El país de las asimetrías
En la vasta Argentina que se extiende más allá de la opulenta Pampa húmeda, los miserabilizados descendientes de los pueblos originarios juntan el agua de lluvia en baldes, soportan que funcionarios se apropien de las donaciones destinadas a sus comunidades –como sucedió en Tartagal– y se refugian en el monte para huir de la persecución de las fuerzas del orden del régimen feudal de Gildo Insfrán en Formosa.
Son las mismas comunidades que ahora acampan en Plaza de Mayo tras esperar por más de un año que el Gobierno nacional les concediera una audiencia siempre retaceada para no irritar al compañero Gildo, gobernador de «la provincia más democrática», según el secretario de Derechos Humanos de la Nación.
Pese a todo, nadie podría poner en duda la coherencia oficial en la materia: Horacio Pietragalla les exigió que militen si quieren ser atendidos, ante el silencio complaciente de Magdalena Odarda –titular del Inai, institución que debe velar por los derechos de los aborígenes– y la oportuna ausencia de la responsable del Inadi, ocupada por estas horas en encontrarle un puesto público a su empleada doméstica. Y el adecuado marco brindado por numerosos organismos defensores de –algunos– derechos humanos, siempre enfocados en cuestiones de mayor trascendencia.
Ya en 1947, otros representantes de las mismas comunidades que llegaron hasta Buenos Aires ilusionados por un gobierno popular habían sido cargados en los vagones de ganado que los llevaron de vuelta a su territorio, y luego masacrados a centenares en Rincón Bomba con el aporte de los aviones de la Fuerza Aérea que los ametrallaban desde el aire, en lo que algunos consideran el bautismo de fuego de la fuerza.
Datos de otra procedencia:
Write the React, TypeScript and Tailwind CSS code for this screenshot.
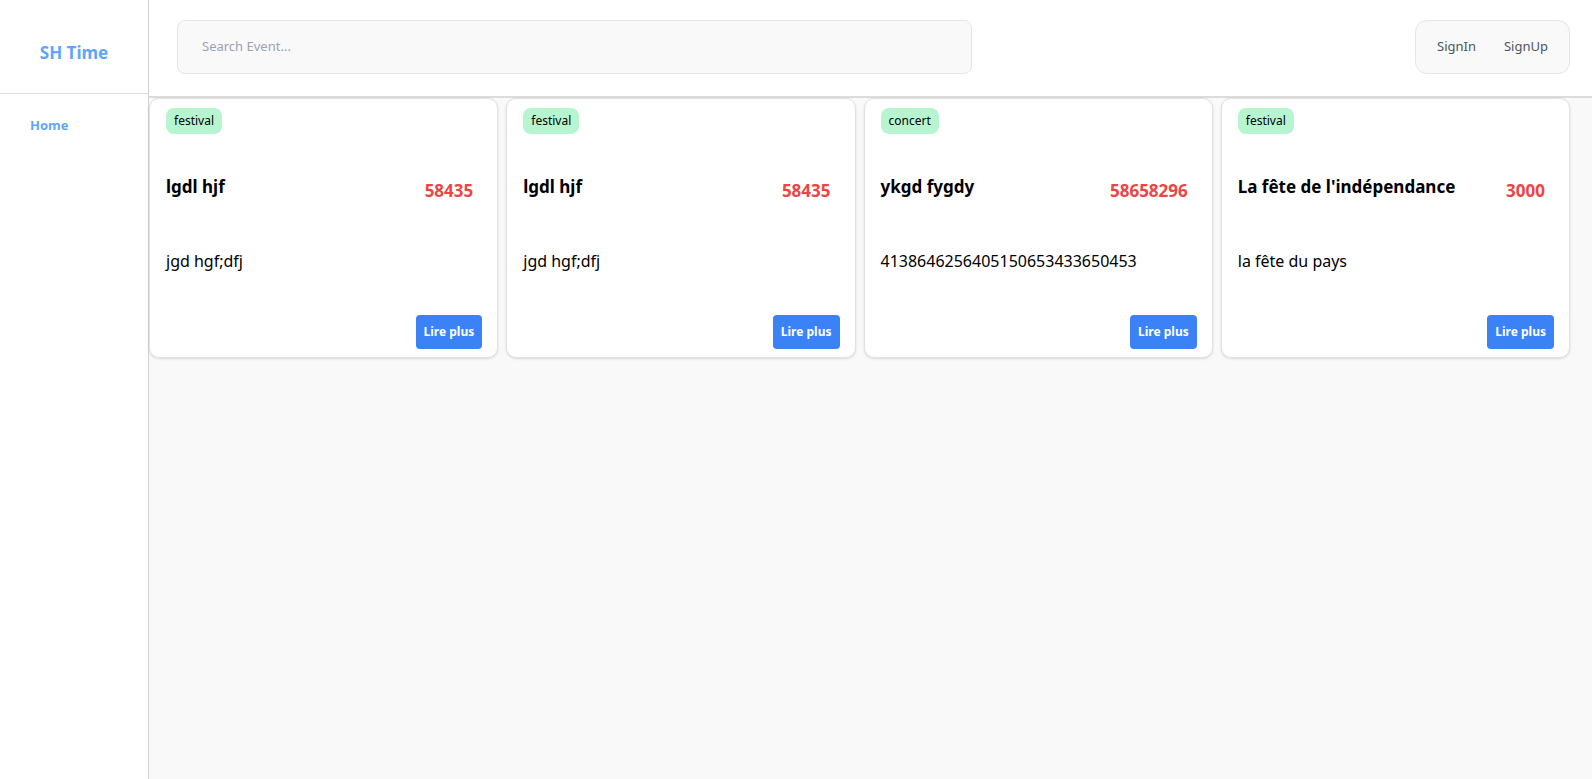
import React from 'react'

const events = [
  { tag: 'festival', title: 'lgdl hjf', price: '58435', desc: 'jgd hgf;dfj' },
  { tag: 'festival', title: 'lgdl hjf', price: '58435', desc: 'jgd hgf;dfj' },
  { tag: 'concert', title: 'ykgd fygdy', price: '58658296', desc: '4138646256405150653433650453' },
  { tag: 'festival', title: "La fête de l'indépendance", price: '3000', desc: 'la fête du pays' },
]

function EventCard({ ev }: { ev: (typeof events)[number] }) {
  return (
    <div className="bg-white border border-[#e2e2e2] rounded-[10px] shadow-sm h-[260px] pl-4 pr-[15px] pt-2 pb-2 flex flex-col">
      <div>
        <span className="inline-flex items-center h-[26px] px-2 rounded-lg bg-[#b6f5d0] text-[12px] text-black">{ev.tag}</span>
      </div>
      <div className="flex justify-between items-start mt-[39px]">
        <h3 className="text-[17px] leading-7 font-bold text-black">{ev.title}</h3>
        <span className="text-[17px] leading-7 font-bold text-[#ef4444] pt-[4px] pr-[9px]">{ev.price}</span>
      </div>
      <p className="mt-[42px] text-[16px] leading-7 text-black">{ev.desc}</p>
      <div className="mt-auto flex justify-end">
        <button className="h-[34px] px-2 rounded bg-[#3b82f6] text-white text-[12px] font-bold">Lire plus</button>
      </div>
    </div>
  )
}

export default function App() {
  return (
    <div className="flex h-[779px] w-full bg-[#f9f9f9] font-['Noto_Sans',sans-serif] overflow-hidden">
      {/* Sidebar */}
      <aside className="w-[149px] shrink-0 bg-white border-r border-[#d4d4d4] flex flex-col">
        <div className="h-[94px] border-b border-[#dcdcdc] flex justify-center pt-[39px]">
          <span className="text-[17px] leading-7 font-bold text-[#60a5fa]">SH Time</span>
        </div>
        <nav className="pl-[30px] pt-[18px]">
          <a className="text-[13px] leading-5 font-bold text-[#60a5fa]">Home</a>
        </nav>
      </aside>

      <main className="flex-1 flex flex-col">
        <header className="h-[98px] bg-white border-b-2 border-[#dcdcdc] flex items-center justify-between pl-7 pr-[22px] pb-[2px]">
          <div className="w-[795px] h-[54px] rounded-lg border border-[#e5e5e5] bg-[#f9f9f9] flex items-center pl-6">
            <input
              placeholder="Search Event..."
              className="bg-transparent outline-none text-[13px] text-gray-700 placeholder:text-[#9ca3af] w-full"
            />
          </div>
          <div className="w-[155px] h-[54px] rounded-xl border border-[#e5e5e5] bg-[#f9f9f9] flex items-center justify-center gap-[28px] text-[13px] text-[#4b5563]">
            <span>SignIn</span>
            <span>SignUp</span>
          </div>
        </header>

        <section className="grid grid-cols-4 gap-2 pr-[22px]">
          {events.map((ev, i) => (
            <EventCard key={i} ev={ev} />
          ))}
        </section>
      </main>
    </div>
  )
}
Y mucho antes en Napalpí, en 1924.
Hoy no se requieren balas para el mismo trabajo: lo hacen la miseria, la tuberculosis, el Chagas, las aguas contaminadas.
En las provincias feudalizadas, los qom (tobas), wichis, chiriguanos, chorotes y tantas otras etnias fueron incorporados por la fuerza como braceros en tabacales y algodonales, para ser explotados como mano de obra semiesclava a la que se arreaba como ganado y se baleaba si protestaba, prácticas que atraviesan tanto al gobierno de Marcelo Torcuato de Alvear como al de Juan Domingo Perón, historia que es solidariamente ignorada por todo el arco político argentino.
Pero nunca estuvo tan a la vista la existencia de una política para el sector: es esta que hoy se ejecuta sin que los encargados de llevarla a la práctica siquiera se ruboricen.
También en eso debe reconocerse coherencia: durante el último gobierno de Cristina Fernández, los mismos que hoy esperan en Plaza de Mayo estuvieron acampados durante nueve meses, consecuentemente ignorados mientras alimentaban la curiosidad de citadinos que nunca habían visto a un descendiente de aborígenes. Como sucedía en el circo de Barnum, pero sin pagar entrada.
Es la irrupción brutal de lo que algún estudioso consideraría como una cuestión de desarrollo asimétrico. Aunque suene mejor llamarlo injusticia, a secas.